I never thought I'd have to say that.  Most of the time authors are very guarded against revealing their endings, and only end up showing it through having a cliched story -- and that happens more in Hollywood than with real writers.  But you know what?  That's exactly what happens here.  A little while before the book ends, maybe fifty or so pages, Ardo announces that they should sacrifice themselves to save other evacuees.  And then there's lots of puttering around and preparation, then that's exactly what happens.

Granted, if the point of this story was to make them take the sacrifice, then that should have been done at the very tail end of the story, and up till then the guys try their hardest to survive.  If Hickman wanted to write it that early, then he should have made the ending unexpected, like they suddenly get rescued, or the device gets destroyed and some of the soldiers are found alive under rubble, or the Protoss suddenly come in and render everything moot, or just something like that.

Instead: Something I've noticed in books and television is that when a character announces his plans, they go wrong. When the plan is meant to go exactly right, that plan isn't revealed to the reader until it happens.  This is a bit of a convention, but a good one, and the point of it is to subvert reader expectation.  Basically, if the reader thinks you're going to do something, don't do it.  Or do it differently.  Otherwise you make the reader waste their time.

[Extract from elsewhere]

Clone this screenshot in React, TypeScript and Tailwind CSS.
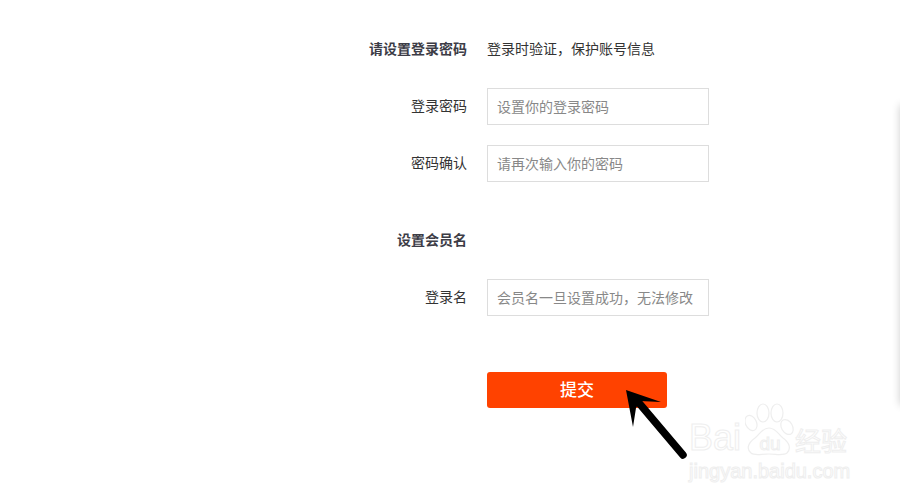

I think that's about enough.  This game wasn't as bad -- sort of -- as Starcraft Ghost: Nova, it fails on a lot of levels.  It never takes advantage of the Starcraft universe, and stays too long at the battlefield without making us care specifically for Ardo or other characters.  What should have happened is that it took longer for Ardo to get assigned to Mar Sara, or a simultaneous story cuts in every so often.  Y'know, so it's not so boring.